1r:1
Mon cher Theo,
Voici un petit mot pour Bernard et pour Lautrec auquels j’avais formellement promis d’écrire.–1 Je te l’envoie pour que tu le leur donnes à l’occasion, cela ne presse pas le moins du monde et cela sera pour toi une raison de voir ce qu’ils font et d’entendre ce qu’ils disent, si tu veux.–
Mais qu’est-ce que fait Tersteeg? Rien? Si tu n’as pas de réponse, si j’étais de toi je lui écrirais un mot très-court et très-calme mais exprimant que tu es stupéfait de ce qu’il ne t’aie pas répondu. je dis personellement parceque quand bien même qu’il ne me répond pas à moi – à toi – IL DOIT répondre et tu dois insister pour avoir une réponse. Sans cela tu y perdrais de ton aplomb et au contraire l’occasion est excellente pour en prendre.–2 Je ne crois pas qu’il faille insister par une nouvelle lettre expliquant encore une fois la chôse. Il faut être prudent avec lui – mais ce qu’il faut éviter c’est de se laisser traiter comme si l’on était mort ou hors la loi. Suffit.– Espérons que dans l’intervalle tu aies reçu sa réponse.
J’ai reçu un mot de Gauguin3 qui se plaint du mauvais temps, qui souffre toujours et qui dit que rien ne l’agace plus que le manque d’argent parmi la variété des contrariétés humaines et pourtant il se sent condamné à la dêche à perpétuité.
 1v:2
Ces derniers jours vent & pluie, j’ai travaillé chez moi à l’étude dont j’ai fait un croquis dans la lettre de Bernard.4 Je voulais arriver à y mettre des couleurs comme dans les vitraux et un dessin à lignes fermes.–5
Suis en train de lire Pierre et Jean de Guy de Maupassant. C’est beau – as tu lu la préface expliquant la liberté qu’a l’artiste d’exagérer, de créer une nature plus belle, plus simple, plus consolante dans un roman,6 puis expliquant ce que voulait peutêtre bien dire le mot de Flaubert le talent est une longue patience – et l’originalité un effort de volonté et d’observation intense.7
Il y a ici un portique gothique que je commence à trouver admirable, le portique de St Trophime,8 mais c’est si cruel, si monstrueux, comme un cauchemar chinois,9 que même ce beau monument d’un si grand style me semble d’un autre monde auquel je suis aussi bien aise de ne pas apartenir que le monde glorieux du Romain Néron.–10
Faut-il dire la vérité et y ajouter que les zouaves, les bordels, les adorables petites arlésiennes qui s’en vont faire leur première communion,11 le prêtre en surplis qui ressemble à un rinoceros dangereux, les buveurs d’absinthe, me paraissent aussi des êtres d’un autre monde.  1v:3 C’est pas pour dire que je me sentirais chez moi dans un monde artistique mais c’est pour dire que j’aime mieux me blaguer que de me sentir seul. Et il me semble que je me sentirais triste si je ne prenais pas toutes chôses par le côté blague.

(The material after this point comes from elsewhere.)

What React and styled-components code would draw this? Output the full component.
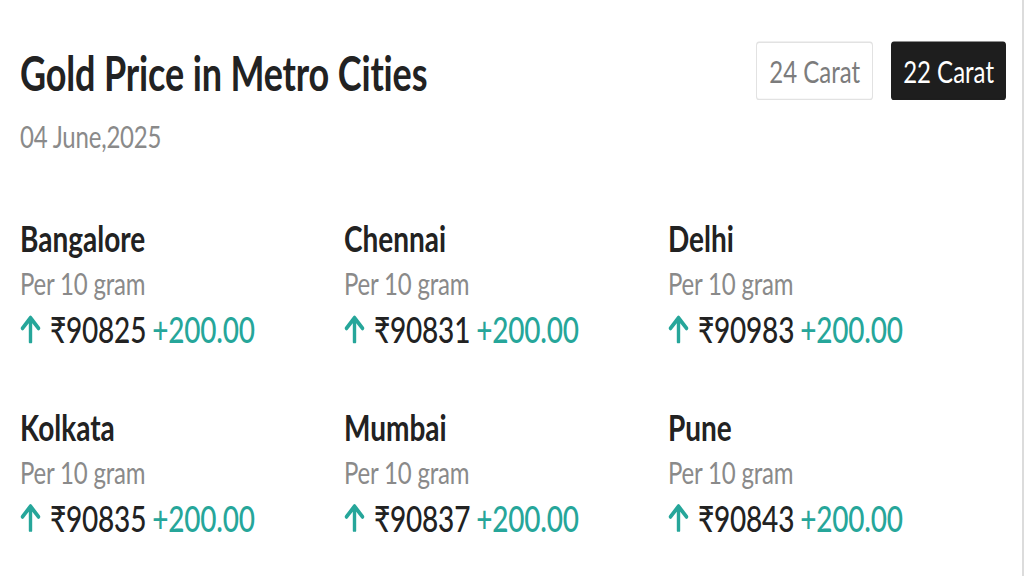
import React, { useState } from "react";
import styled, { createGlobalStyle } from "styled-components";

const GlobalStyle = createGlobalStyle`
  html, body {
    margin: 0;
    padding: 0;
    background: #ffffff;
  }
  body {
    font-family: Lato, "Noto Sans", "DejaVu Sans", sans-serif;
    color: #222;
  }
`;

// the screenshot is stretched vertically, so the whole page is scaled in y
const Frame = styled.div`
  height: 100vh;
  overflow: hidden;
  box-sizing: border-box;
  border-right: 2px solid #dcdcdc;
`;

const Page = styled.div`
  transform: scaleY(1.3);
  transform-origin: top left;
  padding: 32px 16px 0 20px;
`;

const Header = styled.div`
  display: flex;
  justify-content: space-between;
  align-items: flex-start;
`;

const Title = styled.h1`
  margin: 6px 0 0;
  font-size: 36px;
  line-height: 36px;
  font-weight: 700;
  color: #222;
  letter-spacing: -0.15px;
`;

const DateText = styled.div`
  margin-top: 19px;
  font-size: 24px;
  line-height: 24px;
  color: #8a8a8a;
  letter-spacing: -0.2px;
`;

const Toggle = styled.div`
  display: flex;
  gap: 18px;
`;

const CaratButton = styled.button`
  height: 45px;
  padding: 0 ${(p) => (p.$active ? "11px" : "12px")};
  display: flex;
  align-items: center;
  font-family: Lato, "Noto Sans", sans-serif;
  font-size: 24px;
  border-radius: 3px;
  cursor: pointer;
  border: 1px solid ${(p) => (p.$active ? "#1e1e1e" : "#e2e2e2")};
  background: ${(p) => (p.$active ? "#1e1e1e" : "#ffffff")};
  color: ${(p) => (p.$active ? "#ffffff" : "#7c7c7c")};
`;

const Grid = styled.div`
  margin-top: 52px;
  margin-right: 14px;
  display: grid;
  grid-template-columns: repeat(3, 1fr);
  row-gap: 47px;
`;

const Card = styled.div`
  display: flex;
  flex-direction: column;
`;

const City = styled.div`
  font-size: 28px;
  line-height: 28px;
  font-weight: 700;
  color: #222;
`;

const Unit = styled.div`
  margin-top: 9px;
  font-size: 24px;
  line-height: 24px;
  color: #8a8a8a;
  letter-spacing: -0.2px;
`;

const PriceRow = styled.div`
  margin-top: 9px;
  display: flex;
  align-items: center;
  font-size: 28px;
  line-height: 28px;
  font-weight: 500;
  letter-spacing: -0.2px;
`;

const Arrow = styled.svg`
  width: 21px;
  height: 22px;
  margin-right: 9px;
  flex-shrink: 0;
`;

const Price = styled.span`
  color: #222;
  margin-right: 6px;
`;

const Change = styled.span`
  color: #26a69a;
`;

const cities = [
  { name: "Bangalore", price: "90825" },
  { name: "Chennai", price: "90831" },
  { name: "Delhi", price: "90983" },
  { name: "Kolkata", price: "90835" },
  { name: "Mumbai", price: "90837" },
  { name: "Pune", price: "90843" },
];

const UpArrow = () => (
  <Arrow viewBox="0 0 21 22" fill="none">
    <path
      d="M10.5 21V3M2.5 10.5L10.5 2.5L18.5 10.5"
      stroke="#26a69a"
      strokeWidth="3.4"
      strokeLinecap="round"
      strokeLinejoin="round"
    />
  </Arrow>
);

const App = () => {
  const [carat, setCarat] = useState(22);

  return (
    <Frame>
      <GlobalStyle />
      <Page>
        <Header>
          <div>
            <Title>Gold Price in Metro Cities</Title>
            <DateText>04 June,2025</DateText>
          </div>
          <Toggle>
            <CaratButton $active={carat === 24} onClick={() => setCarat(24)}>
              24 Carat
            </CaratButton>
            <CaratButton $active={carat === 22} onClick={() => setCarat(22)}>
              22 Carat
            </CaratButton>
          </Toggle>
        </Header>
        <Grid>
          {cities.map((c) => (
            <Card key={c.name}>
              <City>{c.name}</City>
              <Unit>Per 10 gram</Unit>
              <PriceRow>
                <UpArrow />
                <Price>₹{c.price}</Price>
                <Change>+200.00</Change>
              </PriceRow>
            </Card>
          ))}
        </Grid>
      </Page>
    </Frame>
  );
};

export default App;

Tu as encore eu de la neige en abondance à Paris à ce que nous raconte notre ami L’intransigeant.12 Ce n’est pourtant pas mal trouvé qu’un journaliste conseille au général Boulanger de se servir désormais, pour donner le change à la police secrète, de lunettes roses, qui selon lui iraient mieux avec la barbe du général.–13 Peut être cela influencerait il d’une façon favorable déjà tant desirée depuis si longtemps – le commerce des tableaux.
Nous allons néamoins un peu voir ce qu’il y a dans ce fameux monsieur Tersteeg. Faut qu’il se prononce – vraiment – dans l’intérêt des copains nous sommes à ce qu’il me semble un peu obligés de ne pas permettre que l’on nous considère comme des morts. Il ne s’agit pas de nous mais il s’agit de l’affaire des impressionistes en général, donc ayant été interpellé par nous il nous faut sa réponse.
Tu sentiras comme moi que nous ne pouvons pas avancer sans être  1r:4 catégoriquement renseignés sur ses intentions.
Si nous tenons comme désirable la création d’une exposition permanente des impressionistes à Londres et à Marseille il va sans dire que nous chercherons à les établir. Reste donc de savoir, Tersteeg en sera-t-il?– si ou non?–
Et si-non, quelles sont ses intentions offensives, existent elles oui ou pas. Et a-t-il calculé comme nous l’effet produit de baisse sur les tableaux de grand prix actuellement, baisse qui, il me semble, se produira probablement dès que les impressionistes auront la hausse.
Remarquez que les vendeurs de tableaux chers s’abiment eux-meme en s’opposant pour des raisons politiques à l’avènement d’une école qui depuis des années a montré une énergie et une persévérance dignes de Millet, Daubigny et d’autres.– Mais fais moi savoir si Tersteeg t’a écrit et ce qu’il pourrait t’avoir dit.– Je ne ferai rien là-dedans sans toi.– Bonne chance et poignée de main.

t. à t.
Vincent

Ci inclus avec les autres lettres celle de Gauguin pour que tu les lises.